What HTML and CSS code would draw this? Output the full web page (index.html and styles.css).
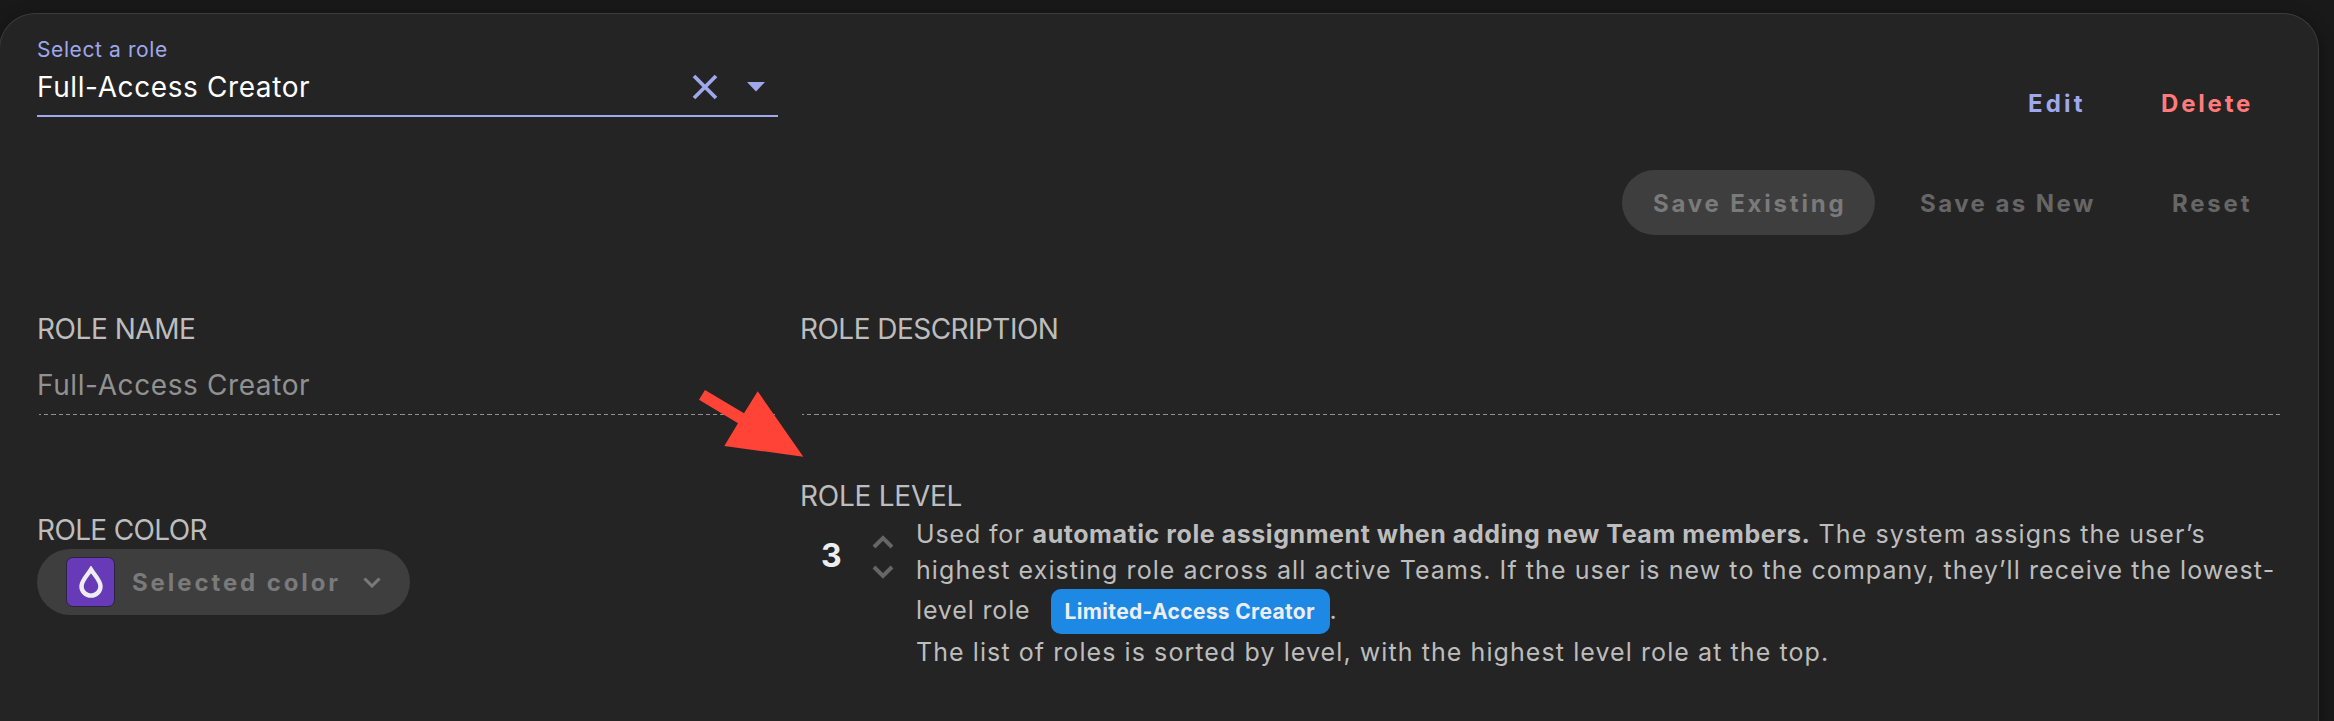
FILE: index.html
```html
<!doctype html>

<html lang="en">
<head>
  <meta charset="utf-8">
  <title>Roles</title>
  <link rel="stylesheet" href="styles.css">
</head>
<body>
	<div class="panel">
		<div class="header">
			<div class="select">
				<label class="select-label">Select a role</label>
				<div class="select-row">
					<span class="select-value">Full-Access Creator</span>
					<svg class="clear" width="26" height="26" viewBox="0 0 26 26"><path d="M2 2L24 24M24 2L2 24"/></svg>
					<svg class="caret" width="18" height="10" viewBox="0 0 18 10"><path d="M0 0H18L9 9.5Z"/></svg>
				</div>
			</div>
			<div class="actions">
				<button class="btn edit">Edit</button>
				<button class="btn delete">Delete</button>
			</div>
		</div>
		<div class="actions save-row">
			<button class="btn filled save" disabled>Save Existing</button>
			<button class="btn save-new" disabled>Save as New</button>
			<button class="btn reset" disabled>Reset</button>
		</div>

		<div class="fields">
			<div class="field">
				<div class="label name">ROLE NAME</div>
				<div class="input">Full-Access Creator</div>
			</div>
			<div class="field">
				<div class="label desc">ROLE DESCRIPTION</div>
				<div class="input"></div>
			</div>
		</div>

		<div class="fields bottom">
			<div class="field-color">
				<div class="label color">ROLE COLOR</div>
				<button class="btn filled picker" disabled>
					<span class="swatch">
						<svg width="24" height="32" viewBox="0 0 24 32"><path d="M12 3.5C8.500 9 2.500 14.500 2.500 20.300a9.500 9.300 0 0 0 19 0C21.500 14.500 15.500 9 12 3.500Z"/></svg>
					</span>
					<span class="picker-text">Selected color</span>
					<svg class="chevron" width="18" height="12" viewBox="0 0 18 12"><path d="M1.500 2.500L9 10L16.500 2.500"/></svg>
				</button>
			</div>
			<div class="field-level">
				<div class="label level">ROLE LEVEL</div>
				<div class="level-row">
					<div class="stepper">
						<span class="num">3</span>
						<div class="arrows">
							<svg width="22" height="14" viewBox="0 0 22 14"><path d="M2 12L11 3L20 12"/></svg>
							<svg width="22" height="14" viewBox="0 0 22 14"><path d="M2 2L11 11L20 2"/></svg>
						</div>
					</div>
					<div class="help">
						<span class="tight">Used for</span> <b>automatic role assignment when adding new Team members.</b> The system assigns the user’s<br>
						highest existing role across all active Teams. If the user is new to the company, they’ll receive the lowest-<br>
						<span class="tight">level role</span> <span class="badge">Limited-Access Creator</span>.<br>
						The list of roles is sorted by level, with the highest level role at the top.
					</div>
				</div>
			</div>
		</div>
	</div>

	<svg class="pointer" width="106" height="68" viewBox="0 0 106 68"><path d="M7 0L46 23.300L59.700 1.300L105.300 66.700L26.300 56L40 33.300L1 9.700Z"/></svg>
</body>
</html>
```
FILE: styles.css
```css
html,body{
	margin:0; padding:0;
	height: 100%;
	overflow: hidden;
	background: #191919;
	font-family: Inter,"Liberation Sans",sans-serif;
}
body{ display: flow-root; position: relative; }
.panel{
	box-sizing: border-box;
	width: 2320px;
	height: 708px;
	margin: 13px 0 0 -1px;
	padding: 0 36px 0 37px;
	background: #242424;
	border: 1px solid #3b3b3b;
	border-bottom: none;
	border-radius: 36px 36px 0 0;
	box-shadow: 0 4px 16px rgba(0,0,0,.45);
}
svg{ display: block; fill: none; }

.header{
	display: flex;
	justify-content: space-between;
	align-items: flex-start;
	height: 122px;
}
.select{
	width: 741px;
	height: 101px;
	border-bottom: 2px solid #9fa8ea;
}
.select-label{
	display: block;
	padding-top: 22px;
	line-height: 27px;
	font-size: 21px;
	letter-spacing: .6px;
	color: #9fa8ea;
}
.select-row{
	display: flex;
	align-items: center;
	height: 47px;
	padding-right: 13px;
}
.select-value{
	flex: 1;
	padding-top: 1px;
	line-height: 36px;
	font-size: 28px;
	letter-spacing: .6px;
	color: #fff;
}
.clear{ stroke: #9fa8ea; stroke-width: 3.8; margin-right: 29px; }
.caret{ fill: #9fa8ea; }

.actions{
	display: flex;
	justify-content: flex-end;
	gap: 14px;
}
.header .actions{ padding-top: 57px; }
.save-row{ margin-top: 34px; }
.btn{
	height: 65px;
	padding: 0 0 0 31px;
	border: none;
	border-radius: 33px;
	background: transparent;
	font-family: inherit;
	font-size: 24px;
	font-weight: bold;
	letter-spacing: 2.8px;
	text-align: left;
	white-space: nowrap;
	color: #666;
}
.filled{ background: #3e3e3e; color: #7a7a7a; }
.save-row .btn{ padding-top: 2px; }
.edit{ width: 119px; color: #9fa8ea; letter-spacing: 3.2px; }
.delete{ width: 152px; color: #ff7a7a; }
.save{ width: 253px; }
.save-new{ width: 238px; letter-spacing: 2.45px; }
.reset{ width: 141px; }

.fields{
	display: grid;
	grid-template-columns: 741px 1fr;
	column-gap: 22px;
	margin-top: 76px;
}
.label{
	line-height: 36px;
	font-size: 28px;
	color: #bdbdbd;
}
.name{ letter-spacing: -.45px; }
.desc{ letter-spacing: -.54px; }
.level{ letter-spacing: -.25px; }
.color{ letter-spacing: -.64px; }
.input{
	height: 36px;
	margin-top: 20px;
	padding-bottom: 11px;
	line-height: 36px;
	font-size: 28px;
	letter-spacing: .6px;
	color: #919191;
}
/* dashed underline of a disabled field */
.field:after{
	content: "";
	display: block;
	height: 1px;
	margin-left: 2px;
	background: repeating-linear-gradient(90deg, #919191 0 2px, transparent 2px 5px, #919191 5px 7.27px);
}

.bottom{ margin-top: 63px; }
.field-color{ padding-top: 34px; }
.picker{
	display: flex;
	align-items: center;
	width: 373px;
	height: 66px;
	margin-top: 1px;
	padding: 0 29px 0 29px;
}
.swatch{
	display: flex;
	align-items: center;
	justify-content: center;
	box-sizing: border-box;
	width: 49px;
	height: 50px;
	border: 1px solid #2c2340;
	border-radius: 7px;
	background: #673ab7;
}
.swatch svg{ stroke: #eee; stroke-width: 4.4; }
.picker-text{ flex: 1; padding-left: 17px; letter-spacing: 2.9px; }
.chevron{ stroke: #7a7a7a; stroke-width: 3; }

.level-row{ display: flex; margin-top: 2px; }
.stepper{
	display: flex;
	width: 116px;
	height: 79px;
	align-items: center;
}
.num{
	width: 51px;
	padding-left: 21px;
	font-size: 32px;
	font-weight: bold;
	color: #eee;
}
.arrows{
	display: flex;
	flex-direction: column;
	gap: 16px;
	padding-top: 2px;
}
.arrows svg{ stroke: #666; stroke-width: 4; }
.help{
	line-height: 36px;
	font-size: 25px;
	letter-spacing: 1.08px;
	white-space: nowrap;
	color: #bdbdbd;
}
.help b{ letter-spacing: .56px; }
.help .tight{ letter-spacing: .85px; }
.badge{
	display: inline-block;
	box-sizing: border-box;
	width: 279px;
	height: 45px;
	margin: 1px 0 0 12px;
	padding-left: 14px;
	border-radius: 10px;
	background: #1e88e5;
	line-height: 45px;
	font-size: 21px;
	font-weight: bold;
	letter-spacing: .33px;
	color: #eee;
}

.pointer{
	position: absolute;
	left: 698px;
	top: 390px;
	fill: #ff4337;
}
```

## [Stated exercise]
Exclude every picture and copy the remaining data exactly.

## [Exercise output]
What HTML and CSS code would draw this? Output the full web page (index.html and styles.css).
FILE: index.html
```html
<!doctype html>

<html lang="en">
<head>
  <meta charset="utf-8">
  <title>Roles</title>
  <link rel="stylesheet" href="styles.css">
</head>
<body>
	<div class="panel">
		<div class="header">
			<div class="select">
				<label class="select-label">Select a role</label>
				<div class="select-row">
					<span class="select-value">Full-Access Creator</span>
					<svg class="clear" width="26" height="26" viewBox="0 0 26 26"><path d="M2 2L24 24M24 2L2 24"/></svg>
					<svg class="caret" width="18" height="10" viewBox="0 0 18 10"><path d="M0 0H18L9 9.5Z"/></svg>
				</div>
			</div>
			<div class="actions">
				<button class="btn edit">Edit</button>
				<button class="btn delete">Delete</button>
			</div>
		</div>
		<div class="actions save-row">
			<button class="btn filled save" disabled>Save Existing</button>
			<button class="btn save-new" disabled>Save as New</button>
			<button class="btn reset" disabled>Reset</button>
		</div>

		<div class="fields">
			<div class="field">
				<div class="label name">ROLE NAME</div>
				<div class="input">Full-Access Creator</div>
			</div>
			<div class="field">
				<div class="label desc">ROLE DESCRIPTION</div>
				<div class="input"></div>
			</div>
		</div>

		<div class="fields bottom">
			<div class="field-color">
				<div class="label color">ROLE COLOR</div>
				<button class="btn filled picker" disabled>
					<span class="swatch">
						<svg width="24" height="32" viewBox="0 0 24 32"><path d="M12 3.5C8.500 9 2.500 14.500 2.500 20.300a9.500 9.300 0 0 0 19 0C21.500 14.500 15.500 9 12 3.500Z"/></svg>
					</span>
					<span class="picker-text">Selected color</span>
					<svg class="chevron" width="18" height="12" viewBox="0 0 18 12"><path d="M1.500 2.500L9 10L16.500 2.500"/></svg>
				</button>
			</div>
			<div class="field-level">
				<div class="label level">ROLE LEVEL</div>
				<div class="level-row">
					<div class="stepper">
						<span class="num">3</span>
						<div class="arrows">
							<svg width="22" height="14" viewBox="0 0 22 14"><path d="M2 12L11 3L20 12"/></svg>
							<svg width="22" height="14" viewBox="0 0 22 14"><path d="M2 2L11 11L20 2"/></svg>
						</div>
					</div>
					<div class="help">
						<span class="tight">Used for</span> <b>automatic role assignment when adding new Team members.</b> The system assigns the user’s<br>
						highest existing role across all active Teams. If the user is new to the company, they’ll receive the lowest-<br>
						<span class="tight">level role</span> <span class="badge">Limited-Access Creator</span>.<br>
						The list of roles is sorted by level, with the highest level role at the top.
					</div>
				</div>
			</div>
		</div>
	</div>

	<svg class="pointer" width="106" height="68" viewBox="0 0 106 68"><path d="M7 0L46 23.300L59.700 1.300L105.300 66.700L26.300 56L40 33.300L1 9.700Z"/></svg>
</body>
</html>
```
FILE: styles.css
```css
html,body{
	margin:0; padding:0;
	height: 100%;
	overflow: hidden;
	background: #191919;
	font-family: Inter,"Liberation Sans",sans-serif;
}
body{ display: flow-root; position: relative; }
.panel{
	box-sizing: border-box;
	width: 2320px;
	height: 708px;
	margin: 13px 0 0 -1px;
	padding: 0 36px 0 37px;
	background: #242424;
	border: 1px solid #3b3b3b;
	border-bottom: none;
	border-radius: 36px 36px 0 0;
	box-shadow: 0 4px 16px rgba(0,0,0,.45);
}
svg{ display: block; fill: none; }

.header{
	display: flex;
	justify-content: space-between;
	align-items: flex-start;
	height: 122px;
}
.select{
	width: 741px;
	height: 101px;
	border-bottom: 2px solid #9fa8ea;
}
.select-label{
	display: block;
	padding-top: 22px;
	line-height: 27px;
	font-size: 21px;
	letter-spacing: .6px;
	color: #9fa8ea;
}
.select-row{
	display: flex;
	align-items: center;
	height: 47px;
	padding-right: 13px;
}
.select-value{
	flex: 1;
	padding-top: 1px;
	line-height: 36px;
	font-size: 28px;
	letter-spacing: .6px;
	color: #fff;
}
.clear{ stroke: #9fa8ea; stroke-width: 3.8; margin-right: 29px; }
.caret{ fill: #9fa8ea; }

.actions{
	display: flex;
	justify-content: flex-end;
	gap: 14px;
}
.header .actions{ padding-top: 57px; }
.save-row{ margin-top: 34px; }
.btn{
	height: 65px;
	padding: 0 0 0 31px;
	border: none;
	border-radius: 33px;
	background: transparent;
	font-family: inherit;
	font-size: 24px;
	font-weight: bold;
	letter-spacing: 2.8px;
	text-align: left;
	white-space: nowrap;
	color: #666;
}
.filled{ background: #3e3e3e; color: #7a7a7a; }
.save-row .btn{ padding-top: 2px; }
.edit{ width: 119px; color: #9fa8ea; letter-spacing: 3.2px; }
.delete{ width: 152px; color: #ff7a7a; }
.save{ width: 253px; }
.save-new{ width: 238px; letter-spacing: 2.45px; }
.reset{ width: 141px; }

.fields{
	display: grid;
	grid-template-columns: 741px 1fr;
	column-gap: 22px;
	margin-top: 76px;
}
.label{
	line-height: 36px;
	font-size: 28px;
	color: #bdbdbd;
}
.name{ letter-spacing: -.45px; }
.desc{ letter-spacing: -.54px; }
.level{ letter-spacing: -.25px; }
.color{ letter-spacing: -.64px; }
.input{
	height: 36px;
	margin-top: 20px;
	padding-bottom: 11px;
	line-height: 36px;
	font-size: 28px;
	letter-spacing: .6px;
	color: #919191;
}
/* dashed underline of a disabled field */
.field:after{
	content: "";
	display: block;
	height: 1px;
	margin-left: 2px;
	background: repeating-linear-gradient(90deg, #919191 0 2px, transparent 2px 5px, #919191 5px 7.27px);
}

.bottom{ margin-top: 63px; }
.field-color{ padding-top: 34px; }
.picker{
	display: flex;
	align-items: center;
	width: 373px;
	height: 66px;
	margin-top: 1px;
	padding: 0 29px 0 29px;
}
.swatch{
	display: flex;
	align-items: center;
	justify-content: center;
	box-sizing: border-box;
	width: 49px;
	height: 50px;
	border: 1px solid #2c2340;
	border-radius: 7px;
	background: #673ab7;
}
.swatch svg{ stroke: #eee; stroke-width: 4.4; }
.picker-text{ flex: 1; padding-left: 17px; letter-spacing: 2.9px; }
.chevron{ stroke: #7a7a7a; stroke-width: 3; }

.level-row{ display: flex; margin-top: 2px; }
.stepper{
	display: flex;
	width: 116px;
	height: 79px;
	align-items: center;
}
.num{
	width: 51px;
	padding-left: 21px;
	font-size: 32px;
	font-weight: bold;
	color: #eee;
}
.arrows{
	display: flex;
	flex-direction: column;
	gap: 16px;
	padding-top: 2px;
}
.arrows svg{ stroke: #666; stroke-width: 4; }
.help{
	line-height: 36px;
	font-size: 25px;
	letter-spacing: 1.08px;
	white-space: nowrap;
	color: #bdbdbd;
}
.help b{ letter-spacing: .56px; }
.help .tight{ letter-spacing: .85px; }
.badge{
	display: inline-block;
	box-sizing: border-box;
	width: 279px;
	height: 45px;
	margin: 1px 0 0 12px;
	padding-left: 14px;
	border-radius: 10px;
	background: #1e88e5;
	line-height: 45px;
	font-size: 21px;
	font-weight: bold;
	letter-spacing: .33px;
	color: #eee;
}

.pointer{
	position: absolute;
	left: 698px;
	top: 390px;
	fill: #ff4337;
}
```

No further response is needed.